Note that when u0 and d0 are zero, or negligible because the total number of votes is large, your posterior expectation is just u/(u+d) -- in other words, exactly the %positive that LW reports when you hover over the score.
(But in practice the total number of votes is rarely large, so the prior matters.)
ISTR reading an article about how reddit’s “best” sorting worked, and I would have described it roughly like that.
Aha, see http://www.evanmiller.org/how-not-to-sort-by-average-rating.html via https://redditblog.com/2009/10/15/reddits-new-comment-sorting-system/. I, uh, don’t actually understand it. It’s possible I read the text and made up a thing that seemed like it would do something like what the text sounded like it did.
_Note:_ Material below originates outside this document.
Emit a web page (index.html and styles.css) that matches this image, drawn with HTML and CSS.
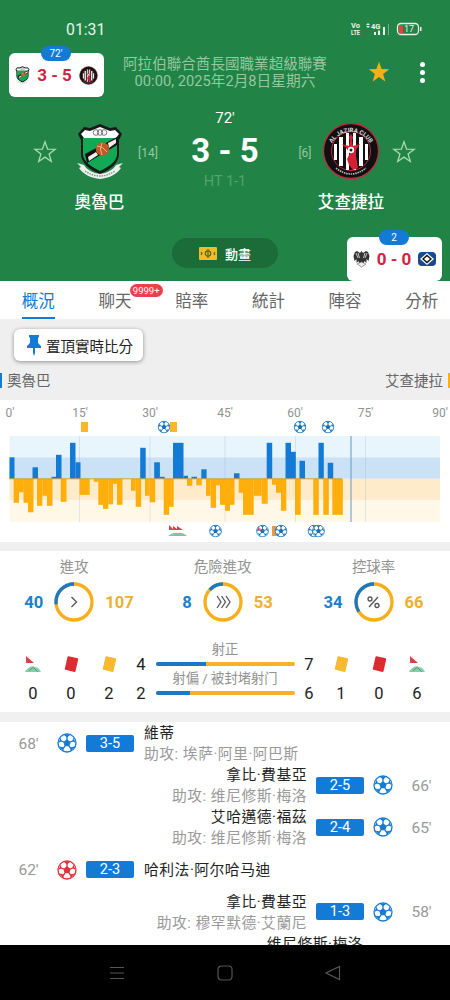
FILE: index.html
```
<!DOCTYPE html>
<html lang="zh-Hant">
<head>
<title>奧魯巴 3 - 5 艾查捷拉</title>
<meta charset="UTF-8">
<meta name="viewport" content="width=device-width, initial-scale=1.0">
<link rel="stylesheet" href="styles.css">
</head>
<body>

<svg class="defs" width="0" height="0">
  <symbol id="ball" viewBox="0 0 20 20">
    <circle cx="10" cy="10" r="9" fill="#fff" stroke="currentColor" stroke-width="1.3"/>
    <path d="M10 6.200l3.700 2.700-1.400 4.300H7.700L6.300 8.900z" fill="currentColor"/>
    <path d="M10 7V3M13 9l4-1.400M12 13l2.500 3.400M8 13l-2.500 3.400M7 9L3 7.600" stroke="currentColor" stroke-width="1.300"/>
    <path d="M6.500 1.600h7L10 4.500zM16.200 4.400l2.600 5.800-3.300-2.200zM18 13.600l-4.800 4.600.7-4zM2 13.600l4.800 4.600-.7-4zM3.800 4.400L1.200 10.200l3.300-2.200z" fill="currentColor"/>
  </symbol>
  <symbol id="star" viewBox="0 0 24 24">
    <path d="M12 1.8l2.6 7.3 7.6.2-6.1 4.7 2.2 7.5L12 17.1l-6.3 4.4L7.9 14 1.8 9.3l7.6-.2z"/>
  </symbol>
  <symbol id="orooba" viewBox="0 0 46 56">
    <path d="M1 11l6-7 6 1 10-4 10 4 6-1 6 7-3 6v14c0 9-9 16-19 20C13 47 4 40 4 31V17z" fill="#151b1a"/>
    <path d="M4 11l4-4 5 1 10-4 10 4 5-1 4 4-3 4H7z" fill="#fff"/>
    <path d="M6 15h34v16c0 8-9 13-17 17C15 44 6 39 6 31z" fill="#12a955"/>
    <g fill="none" stroke="#777" stroke-width="1"><circle cx="19" cy="9.500" r="2.800"/><circle cx="23" cy="9.500" r="2.800"/><circle cx="27" cy="9.500" r="2.800"/></g>
    <path d="M8 31l32-17v8L10 40z" fill="#111"/>
    <path d="M11 34l8-5 2 3-9 6zM31 20l8-4v4l-7 5z" fill="#eee"/>
    <circle cx="25.500" cy="26" r="6.800" fill="#bd5b27"/>
    <path d="M20 23q6 0 10 6M25 20q-3 6 0 12" stroke="#f0b485" stroke-width="1" fill="none"/>
    <path d="M0 40l7 2c3 5 9 8 16 9 7-1 13-4 16-9l7-2-4 4 2 1c-5 7-12 10-21 11C14 55 7 52 2 45l2-1z" fill="#eef2ed"/>
    <path d="M8 48q15 10 30 0" stroke="#87928a" stroke-width="1.400" stroke-dasharray="1.500 1" fill="none"/>
  </symbol>
  <symbol id="jazira" viewBox="0 0 58 58">
    <circle cx="29" cy="29" r="27.5" fill="#101013" stroke="#c02a3b" stroke-width="1.3"/>
    <circle cx="29" cy="29" r="19.5" fill="#111" stroke="#c02a3b"/>
    <path d="M12 22h3v16h-3zM17 15h4v29h-4zM24 11h3v37h-3zM31 11h3v37h-3zM37 15h4v29h-4zM43 22h3v16h-3z" fill="#fff"/>
    <path d="M20 22l7 2 1-5-1-4 2-3 2 3-1 4 1 5 7-2-4 6 0 6 1 6 1 6-5 2-4-5-2-6 3-6-4-5z" fill="#d51f35"/>
    <circle cx="29" cy="28" r="3.2" fill="#fff"/>
    <circle cx="29" cy="28" r="1.5" fill="#222"/>
    <path d="M14 46q15 12 30 0" fill="none" stroke="#bbb" stroke-width="1.600" stroke-dasharray="1.500 .8"/>
  </symbol>
  <symbol id="flag" viewBox="0 0 18 18">
    <path d="M2 1l8 7H2z" fill="#d9404d"/>
    <path d="M1 17c2-4 7-7 10-5 3 0 5 3 6 5z" fill="#8bceac"/>
    <path d="M5 16q4-5 6-2l3 3" stroke="#45a277" fill="none"/>
  </symbol>
</svg>

<header class="header">
  <div class="statusbar">
    <span class="clock">01:31</span>
    <svg width="74" height="16" viewBox="0 0 74 16" fill="#e7f3e9">
      <g font-weight="700"><text x="1" y="7" font-size="7.500">Vo</text><text x="1" y="14" font-size="6.500" textLength="9" lengthAdjust="spacingAndGlyphs">LTE</text><text x="21" y="8" font-size="7.500">4G</text></g>
      <path d="M16 4l2-2 2 2zM16 5h4l-2 2zM24 11h2v3h-2zM28 9.500h2V14h-2zM33 6h2v8h-2z"/>
      <path d="M38 3h1v11h-1z" opacity=".4"/>
      <rect x="47.500" y="2.500" width="21" height="11" rx="3.500" fill="none" stroke="#e7f3e9" stroke-width="1.300"/>
      <path d="M49 4h4v8h-4z" fill="#e5413e"/><path d="M70 6h1.500v4H70z"/>
      <text x="54" y="11.300" font-size="9">17</text>
    </svg>
  </div>

  <div class="league">
    <div class="league-text">
      <div class="league-name">阿拉伯聯合酋長國職業超級聯賽</div>
      <div class="league-date">00:00, 2025年2月8日星期六</div>
    </div>
    <svg class="fav" width="24" height="24"><use href="#star"/></svg>
    <div class="more"><i></i><i></i><i></i></div>
  </div>

  <div class="match">
    <svg class="star-line" width="24" height="24"><use href="#star"/></svg>
    <div class="team">
      <div class="crest"><svg width="46" height="56"><use href="#orooba"/></svg></div>
      <div class="team-name">奧魯巴</div>
    </div>
    <span class="rank">[14]</span>
    <div class="score-col">
      <div class="minute">72'</div>
      <div class="score">3 - 5</div>
      <div class="half">HT 1-1</div>
    </div>
    <span class="rank">[6]</span>
    <div class="team">
      <div class="crest">
        <svg width="58" height="58" viewBox="0 0 58 58">
          <use href="#jazira"/>
          <path id="arcTop" d="M8 27a21.500 21.500 0 0 1 42 0" fill="none"/>
          <text class="crest-text"><textPath href="#arcTop" startOffset="50%">AL JAZIRA CLUB</textPath></text>
        </svg>
      </div>
      <div class="team-name">艾查捷拉</div>
    </div>
    <svg class="star-line" width="24" height="24"><use href="#star"/></svg>
  </div>

  <div class="animate">
    <svg width="18" height="13" viewBox="0 0 18 13">
      <rect width="18" height="13" rx="1" fill="#f5bb24"/>
      <g fill="none" stroke="#4e6a1e" stroke-width="1.200"><circle cx="9" cy="6.500" r="2.700"/><path d="M9 2v9M2 5l1 1.500L2 8M16 5l-1 1.500L16 8"/></g>
    </svg>
    <span>動畫</span>
  </div>

  <div class="float-card float-left">
    <span class="float-min">72'</span>
    <svg width="15" height="18" viewBox="0 0 46 56"><use href="#orooba"/></svg>
    <b>3 - 5</b>
    <svg width="19" height="19" viewBox="0 0 58 58"><use href="#jazira"/></svg>
  </div>
  <div class="float-card float-right">
    <span class="float-min">2</span>
    <svg width="17" height="18" viewBox="0 0 17 18">
      <path d="M8.500 1L7 3 4 1 2 2 .5 6l1 5 2-2v4l2-2 1 3h4l1-3 2 2V9l2 2 1-5L15 2l-2-1-3 2z" fill="#333"/>
      <path d="M3 3l2 5M5 3l1.500 5M14 3l-2 5M12 3l-1.500 5" stroke="#eee" stroke-width=".8"/>
      <path d="M4 14l4.500 3 4.500-3-4.500-2z" fill="#eee" stroke="#777" stroke-width=".7"/>
    </svg>
    <b>0 - 0</b>
    <svg width="18" height="14" viewBox="0 0 18 14">
      <rect width="18" height="14" rx="4" fill="#174a92"/>
      <path d="M9 1l7 6-7 6-7-6z" fill="#fff"/><path d="M9 2.500L14 7l-5 4.500L4 7z" fill="#111"/><path d="M9 4.500L12 7 9 9.500 6 7z" fill="#fff"/>
    </svg>
  </div>
</header>

<nav class="tabs">
  <a class="tab active">概況</a>
  <a class="tab">聊天<span class="badge">9999+</span></a>
  <a class="tab">賠率</a>
  <a class="tab">統計</a>
  <a class="tab">陣容</a>
  <a class="tab">分析</a>
</nav>

<section class="pin-area">
  <button class="pin-btn">
    <svg width="14" height="21" viewBox="0 0 14 21"><path d="M2 0h10v2l-1 1v5l3 3v2H8v5l-1 3-1-3v-5H0v-2l3-3V3L2 2z" fill="#137bd5"/></svg>
    <span>置頂實時比分</span>
  </button>
  <div class="sides">
    <span class="side home">奧魯巴</span>
    <span class="side away">艾查捷拉</span>
  </div>
</section>

<section class="chart">
  <svg id="momentum" width="450" height="142" viewBox="0 0 450 142"></svg>
</section>

<section class="stats">
  <div class="rings">
    <div class="ring-box">
      <div class="ring-title">進攻</div>
      <div class="ring-row"><b class="blue">40</b>
        <svg width="40" height="40" viewBox="0 0 40 40" data-share="27.2"><path d="M17.500 15l5 5-5 5"/></svg>
      <b class="gold">107</b></div>
    </div>
    <div class="ring-box">
      <div class="ring-title">危險進攻</div>
      <div class="ring-row"><b class="blue">8</b>
        <svg width="40" height="40" viewBox="0 0 40 40" data-share="13.1"><path d="M14 14l4 6-4 6M18.500 14l4 6-4 6M23 14l4 6-4 6"/></svg>
      <b class="gold">53</b></div>
    </div>
    <div class="ring-box">
      <div class="ring-title">控球率</div>
      <div class="ring-row"><b class="blue">34</b>
        <svg width="40" height="40" viewBox="0 0 40 40" data-share="34"><path d="M24 15l-9 10"/><circle cx="16" cy="17" r="2"/><circle cx="23" cy="23.500" r="2"/></svg>
      <b class="gold">66</b></div>
    </div>
  </div>

  <div class="counts">
    <div class="count"><svg width="18" height="18"><use href="#flag"/></svg><span>0</span></div>
    <div class="count"><i class="card red"></i><span>0</span></div>
    <div class="count"><i class="card yellow"></i><span>2</span></div>
    <div class="shots">
      <div class="shot"><span>4</span><div class="shot-mid"><label>射正</label><div class="bar"><i style="width: 36.4%"></i></div></div><span>7</span></div>
      <div class="shot"><span>2</span><div class="shot-mid"><label>射偏 / 被封堵射门</label><div class="bar"><i style="width: 25%"></i></div></div><span>6</span></div>
    </div>
    <div class="count"><i class="card yellow"></i><span>1</span></div>
    <div class="count"><i class="card red"></i><span>0</span></div>
    <div class="count"><svg width="18" height="18"><use href="#flag"/></svg><span>6</span></div>
  </div>
</section>

<section class="events">
  <div class="event">
    <span class="time">68'</span><svg class="ball" width="20" height="20"><use href="#ball"/></svg><span class="tag">3-5</span>
    <div class="who"><p>維蒂</p><p class="assist">助攻: 埃萨·阿里·阿巴斯</p></div>
  </div>
  <div class="event right">
    <span class="time">66'</span><svg class="ball" width="20" height="20"><use href="#ball"/></svg><span class="tag">2-5</span>
    <div class="who"><p>拿比·費基亞</p><p class="assist">助攻: 维尼修斯·梅洛</p></div>
  </div>
  <div class="event right">
    <span class="time">65'</span><svg class="ball" width="20" height="20"><use href="#ball"/></svg><span class="tag">2-4</span>
    <div class="who"><p>艾哈邁德·福茲</p><p class="assist">助攻: 维尼修斯·梅洛</p></div>
  </div>
  <div class="event">
    <span class="time">62'</span><svg class="ball own" width="20" height="20"><use href="#ball"/></svg><span class="tag">2-3</span>
    <div class="who"><p>哈利法·阿尔哈马迪</p></div>
  </div>
  <div class="event right">
    <span class="time">58'</span><svg class="ball" width="20" height="20"><use href="#ball"/></svg><span class="tag">1-3</span>
    <div class="who"><p>拿比·費基亞</p><p class="assist">助攻: 穆罕默德·艾蘭尼</p></div>
  </div>
  <div class="event last"><div class="who"><p>维尼修斯·梅洛</p></div></div>
</section>

<footer class="navbar">
  <svg width="16" height="16" viewBox="0 0 16 16"><path d="M1 2.500h14M1 8h14M1 13.500h14"/></svg>
  <svg width="16" height="16" viewBox="0 0 16 16"><rect x="1" y="1" width="14" height="14" rx="3.500"/></svg>
  <svg width="16" height="16" viewBox="0 0 16 16"><path d="M14.500 1.500v13L1 8z"/></svg>
</footer>

<script>
const chart = document.getElementById('momentum');
const zero = 78.8;
// x, width, height
const home = [
  [9.5,5,21.5],[32.5,5.5,11.5],[51.5,5,2],[56,5.5,24],[70,5.5,36],[75.5,5,16.5],
  [140.2,5.5,31],[154.2,5.7,16.5],[160,4.7,2],[173,10.5,36],[183.5,4.5,3],[191.5,5.5,2],[201.3,5.3,9.5],
  [234,5.5,5.5],[266.7,5.5,36],[285.5,5.5,36],[291,4.8,27],[299.5,5.5,18],[318.5,5.3,36],[327.7,5.5,16]
];
const away = [
  [13.7,5.3,24],[19,4.7,13.5],[23.5,4.7,24],[28,5.5,33.5],[37,5.3,27],[42.3,4.7,17],[47,5.5,27],
  [60.7,5.8,23],[79.5,10.2,16],[93.7,4.7,3],[98.3,4.7,26],[103,5.3,30],[108.3,4.7,25.5],
  [113,4,5],[117,5.5,26],[131,4.7,12],[135.7,5.5,28],[145,4.7,17],[149.7,5.5,23.5],[163.7,5.5,36],
  [169,4.7,28],[187,5.3,7],[196.3,5.5,6.5],[206,4.7,17],[210.7,5.3,29],[216,4,6.5],[220,5,26],
  [225,5,32],[230,4.5,26],[238.7,4.5,14],[243,10.7,36],[253.7,8,17],[261.7,6,25],[272,4,6],[276,5,14],
  [281,5.3,32],[295,5.7,36],[313.3,5.5,36],[323.3,5.5,36],[332.3,10.5,36]
];

function rect(x, y, w, h, fill) {
  return `<rect x="${x}" y="${y}" width="${w}" height="${h}" fill="${fill}"/>`;
}
function ball(x, y) {
  return `<use href="#ball" x="${x - 6.5}" y="${y - 6.5}" width="13" height="13" color="#1572bd"/>`;
}

let out = rect(9.5, 36, 430.5, 21.3, '#e9f5fd') + rect(9.5, 57.3, 430.5, 21.5, '#cbe2f6') +
  rect(9.5, 78.8, 430.5, 21.5, '#fdebca') + rect(9.5, 100.3, 430.5, 21.5, '#fff8e8');
[79.5, 150, 225, 295.5, 365.5].forEach(x => { out += rect(x - .5, 36, 1, 86, 'rgba(90,130,150,.15)'); });
home.forEach(b => { out += rect(b[0], zero - b[2], b[1], b[2], '#137bd5'); });
away.forEach(b => { out += rect(b[0], zero, b[1], b[2], '#ffae0c'); });
out += rect(9.5, 78.3, 332.5, 1, '#c9a23c') + rect(350.5, 36, 1, 86, '#6299c8');

[[10, 0], [80, 15], [150, 30], [225, 45], [295, 60], [365.5, 75], [440, 90]].forEach(l => {
  out += `<text class="axis" x="${l[0]}" y="17" text-anchor="middle">${l[1]}'</text>`;
});

out += rect(81, 22, 7, 10, '#ffb529') + ball(164, 27) + rect(170, 22, 7, 10, '#ffb529') + ball(300, 27) + ball(328, 27);
out += '<path d="M169 130v-5l4 4v-3l4 3v-3l6 4z" fill="#d9404d"/><path d="M168 136q6-4 10-3 5-1 9 3z" fill="#8bbfa2"/>';
out += ball(215.5, 131) + ball(262.5, 131) + rect(272, 126, 7, 10, '#e99c42') + ball(281, 131) + ball(314, 131) + ball(318.5, 131);
out += '<path d="M258 126l5 5h-5z" fill="#d9404d" opacity=".6"/>';
chart.innerHTML = out;

document.querySelectorAll('svg[data-share]').forEach(ring => {
  const share = ring.dataset.share;
  ring.insertAdjacentHTML('afterbegin',
    `<circle class="track" cx="20" cy="20" r="18"/>
     <circle class="part" cx="20" cy="20" r="18" pathLength="100" stroke-dasharray="${share} ${100 - share}" stroke-dashoffset="${share}" transform="rotate(-90 20 20)"/>`);
});
</script>

</body>
</html>
```
FILE: styles.css
```
* {
  box-sizing: border-box;
}

body {
  margin: 0;
  width: 450px;
  height: 1000px;
  overflow: hidden;
  display: flex;
  flex-direction: column;
  font-family: Roboto, "Noto Sans CJK TC", sans-serif;
  background: #fff;
  color: #222;
  white-space: nowrap;
}

svg {
  display: block;
  flex-shrink: 0;
}

.defs {
  position: absolute;
}

/* header */
.header {
  position: relative;
  height: 281px;
  flex-shrink: 0;
  background: #228346;
  color: #fff;
}

.statusbar {
  height: 50px;
  padding: 8px 26px 0 66px;
  display: flex;
  align-items: center;
  justify-content: space-between;
}

.clock {
  font-size: 15.8px;
  color: #e7f3e9;
}

.league {
  height: 44px;
  padding: 0 24px 0 123px;
  display: flex;
  align-items: center;
}

.league-text {
  width: 204px;
  padding-top: 1px;
  text-align: center;
  font-size: 14.57px;
  line-height: 17px;
  color: #92c9a0;
}

.league-date {
  font-size: 14.7px;
}

.fav {
  margin-left: 40px;
  fill: #ffae16;
}

.more {
  margin-left: 29px;
  display: grid;
  gap: 3px;
}

.more i {
  width: 5px;
  height: 5px;
  border-radius: 50%;
  background: #fff;
}

.match {
  height: 137px;
  padding: 14px 15px 0 18px;
  display: grid;
  grid-template-columns: 54px 55px 42px 112px 48px 44px 62px;
  justify-items: center;
}

.star-line {
  margin-top: 32px;
  fill: none;
  stroke: #a5dcae;
  stroke-width: 1.3;
}

.team {
  display: flex;
  flex-direction: column;
  align-items: center;
  width: 100%;
}

.crest {
  height: 58px;
  margin-top: 14px;
  display: flex;
  align-items: center;
}

.crest-text {
  font-size: 6px;
  font-weight: 700;
  fill: #ddd;
  text-anchor: middle;
}

.team-name {
  margin-top: 11px;
  font-size: 16.6px;
  font-weight: 500;
  line-height: 24px;
}

.rank {
  margin-top: 37px;
  font-size: 12px;
  line-height: 16px;
  color: #92c9a0;
}

.score-col {
  padding-top: 1px;
  text-align: center;
}

.minute {
  font-size: 15px;
  line-height: 18px;
}

.score {
  font-size: 33px;
  font-weight: 700;
  line-height: 48px;
}

.half {
  font-size: 14.5px;
  line-height: 14px;
  color: #53a46b;
}

.animate {
  width: 106px;
  height: 30px;
  margin: 7px auto 0 172px;
  border-radius: 15px;
  background: #1b6c38;
  display: flex;
  align-items: center;
  justify-content: center;
  gap: 8px;
  font-size: 13px;
  font-weight: 500;
}

.float-card {
  position: absolute;
  width: 95px;
  height: 44px;
  border-radius: 6px;
  background: #fff;
  display: flex;
  align-items: center;
  justify-content: space-between;
  padding: 0 6px;
  color: #cf2440;
}

.float-card b {
  font-size: 17px;
}

.float-left {
  left: 9px;
  top: 53px;
}

.float-right {
  left: 347px;
  top: 237px;
}

.float-min {
  position: absolute;
  left: 32px;
  top: -7px;
  width: 30px;
  height: 15px;
  border-radius: 8px;
  background: #137bd5;
  color: #fff;
  font-size: 10px;
  line-height: 15px;
  text-align: center;
}

/* tabs */
.tabs {
  display: flex;
  height: 38px;
  flex-shrink: 0;
  overflow: hidden;
}

.tab {
  position: relative;
  flex: 0 0 76.7px;
  text-align: center;
  font-size: 16.5px;
  line-height: 42px;
  color: #666;
}

.tab.active {
  color: #137bd5;
}

.tab.active::after {
  content: "";
  position: absolute;
  left: 22px;
  top: 36px;
  width: 33px;
  height: 3px;
  background: #137bd5;
}

.badge {
  position: absolute;
  left: 53px;
  top: 3px;
  width: 33px;
  height: 13px;
  border-radius: 7px;
  background: #ee404c;
  color: #fff;
  font-size: 9.5px;
  line-height: 13px;
}

/* pin button and team names */
.pin-area {
  height: 81px;
  flex-shrink: 0;
  background: #efefef;
  padding-top: 10px;
}

.pin-btn {
  display: flex;
  align-items: center;
  gap: 5px;
  width: 129px;
  height: 32px;
  margin: 0 0 0 14px;
  padding: 0 0 0 13px;
  border: 0;
  border-radius: 6px;
  background: #fff;
  box-shadow: 0 1px 4px rgba(0, 0, 0, .4);
  font-family: inherit;
  font-size: 14.5px;
  color: #222;
}

.sides {
  display: flex;
  justify-content: space-between;
  margin-top: 12px;
  font-size: 14.5px;
  line-height: 16px;
  color: #666;
}

.side {
  height: 15px;
  padding: 1px 5px 0;
}

.home {
  border-left: 2px solid #137bd5;
}

.away {
  border-right: 2px solid #ffae0c;
}

.chart {
  height: 151px;
  flex-shrink: 0;
  border-bottom: 9px solid #efefef;
}

.axis {
  font-size: 12px;
  fill: #929292;
}

/* stats */
.stats {
  height: 171px;
  flex-shrink: 0;
  border-bottom: 10px solid #f0f0f0;
}

.rings {
  display: flex;
  height: 104px;
  padding-top: 6px;
}

.ring-box {
  width: 148.5px;
}

.ring-box:last-child {
  width: 153px;
}

.ring-title {
  text-align: center;
  font-size: 14.4px;
  line-height: 21px;
  color: #929292;
}

.ring-row {
  display: grid;
  grid-template-columns: 1fr 40px 1fr;
  gap: 11px;
  align-items: center;
  margin-top: 4px;
  font-size: 16.6px;
}

.ring-row svg {
  fill: none;
  stroke: #555;
  stroke-width: 1.3;
}

.ring-row .track {
  stroke: #f7ae1b;
  stroke-width: 3.3;
}

.ring-row .part {
  stroke: #1b78c2;
  stroke-width: 3.3;
}

.blue {
  color: #1b7fcb;
  text-align: right;
}

.gold {
  color: #eeb02c;
}

.counts {
  display: flex;
  padding: 0 14px;
  font-size: 16.5px;
}

.count {
  width: 38px;
  display: flex;
  flex-direction: column;
  align-items: center;
}

.count span {
  margin-top: 11px;
  line-height: 20px;
}

.card {
  width: 10.5px;
  height: 14px;
  margin: 2px 0;
  border-radius: 1px;
  transform: rotate(13deg);
}

.red {
  background: #dc2b31;
}

.yellow {
  background: #f7b92e;
}

.shots {
  width: 194px;
  padding: 0 7px;
  margin-top: -16px;
}

.shot {
  display: flex;
  justify-content: space-between;
  height: 29px;
}

.shot > span {
  width: 12px;
  text-align: center;
  line-height: 20px;
  padding-top: 16px;
}

.shot-mid {
  width: 139px;
  text-align: center;
}

.shot-mid label {
  display: block;
  font-size: 13.3px;
  line-height: 19px;
  margin-top: 1px;
  color: #929292;
}

.bar {
  height: 4px;
  margin-top: 3px;
  border-radius: 2px;
  background: #f7b02a;
  overflow: hidden;
}

.bar i {
  display: block;
  height: 4px;
  background: #1b78c2;
}

/* events */
.events {
  height: 223px;
  flex-shrink: 0;
  overflow: hidden;
}

.event {
  display: flex;
  align-items: center;
  height: 42.2px;
  font-size: 14.8px;
}

.event.right {
  flex-direction: row-reverse;
}

.event p {
  margin: 0;
  line-height: 21px;
  letter-spacing: .5px;
}

.who {
  padding: 2px 0 0 1px;
}

.event .assist {
  color: #999;
}

.right .who {
  text-align: right;
}

.time {
  width: 57px;
  padding-top: 1px;
  text-align: center;
  font-size: 15.5px;
  color: #999;
}

.ball {
  color: #137bd5;
}

.own {
  color: #d9333c;
}

.tag {
  width: 48px;
  height: 17px;
  margin: 0 9px;
  border-radius: 2px;
  background: #137bd5;
  color: #fff;
  font-size: 14.5px;
  line-height: 17px;
  text-align: center;
}

.last {
  height: 21px;
  justify-content: flex-end;
  padding-right: 87px;
}

/* phone navigation */
.navbar {
  height: 55px;
  background: #000;
  display: flex;
  justify-content: center;
  align-items: center;
  gap: 92px;
}

.navbar svg {
  fill: none;
  stroke: #555;
  stroke-width: 1.2;
}
```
There are two separate issues: what to display and how to sort comments.
LessWrong displays the net number of positive votes; and, if you hover your mouse over the score, also the proportion of upvotes.
It offers several ways to sort the comments, mainly copied from Reddit, which now offers fewer ways. Go up to the top of a post. Just above the comment box, on the right, but below the tags is a triangle and the words “Sort By,” probably “Sort By: Best.” Click on the triangle and you can choose among Best, Popular, New, Controversial, Top, Old, and Leading. I think Top is net score. I’m not sure what is the difference between Popular, Best, and Leading. I suspect Leading is closest to what you suggest. Once you make a choice, all posts will be displayed that way until you choose again.
Here’s a thought: Weight votes according to how often the voter votes the same way you do.
It would neuter the effectiveness of serial downvoting, while simultaneously encouraging more participation. Your votes would benefit yourself as well as others, by training the system.
This is an algorithm for producing filter bubbles, rather than for discovering or implementing community norms.